St. Albert’s Neighbourhood Network, a collection of residents who meet to share ideas, are working on a toolkit that will help people connect with their neighbours, said Angie Dedrick, the neighbourhood development co-ordinator for the city.

“The toolkit that they’re working on, and we’re close to sharing it, has real tangible ways to start connecting, so if you don’t know your neighbours at all, what are some ways to get started,” Dedrick said.

The coming toolkit will be just one of the resources offered in St. Albert to help build neighbourhoods.

The city’s best-known program is the block party program, which gives communities tools to host their neighbours.
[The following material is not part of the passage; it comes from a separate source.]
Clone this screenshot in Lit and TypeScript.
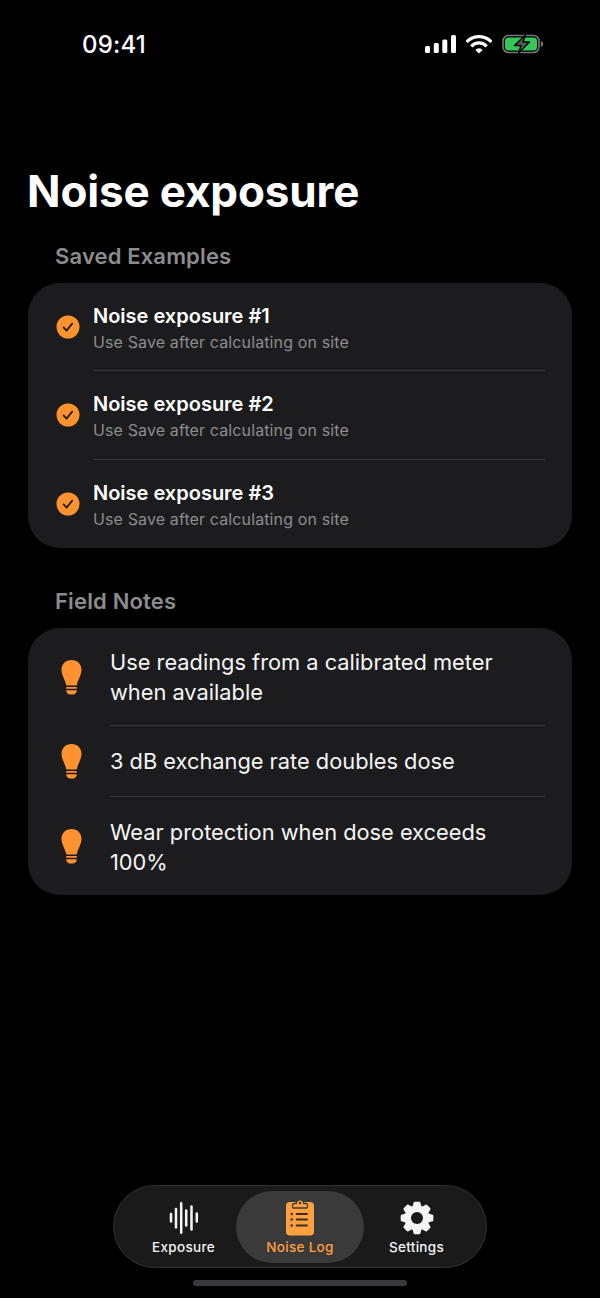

Those tools include road closure permits and free food.

In addition to the popular block party program, Dedrick is hoping to inspire some community building outside of an annual neighbourhood gathering.

“If you meet more regularly, that’s when we’re going to have those connections and those bonds begin to form,”

They plan to start with a shared pot of soup.

Inspired by a recent visit by author Maggie Stuckey, who wrote a book about how soup nights can help build community, Dedrick and others will be setting up in the library at St. Albert Place on Feb. 9 from 6:30 p.m. to 8:30 p.m. to host a soup night demo.

They have other workshops planned this year, including a free little library – a community book-sharing program – information session on April 20 and a block party boot camp on May 5.

In 2016 they’ll be celebrating 10 years of block parties.

Council was particularly interested in how a decade of the program, which offers help to neighbours who want to organize a party, could be celebrated when the three-year work plan for neighbourhood development was presented to them in early January.

Dedrick said there’s an ongoing discussion on how best to celebrate the anniversary.

That work plan covers everything from providing resources like the crime map to gatherings such as the block parties to connecting with groups like the Neighbourhood Network.

Tracy Kociuba, a member of the Neighbourhood Network, got involved last fall after hosting a city-aided block party this summer.

“This is kind of new to me, and it’s exciting I guess to know that the city has these resources available,” Kociuba said. The network helps raise awareness of the resources, she said.

While her family has hosted block parties before, this was the first time she’d been aware of the help from the city and their partners.

The benefits of getting to know your neighbours through events like block parties or using the network’s coming toolkit include safety, helping hands and a way to invoke the “small-town feel” so many value about St. Albert.

Kociuba said many people will wax nostalgic about a “small-town feel.”

“It still is that way, you just have to make a little bit of effort,” she said, noting her family puts a lot of effort in to getting to know their own neighbours.

She’s looking forward to the soup night and promoting the network’s new meeting neighbours toolkit in February.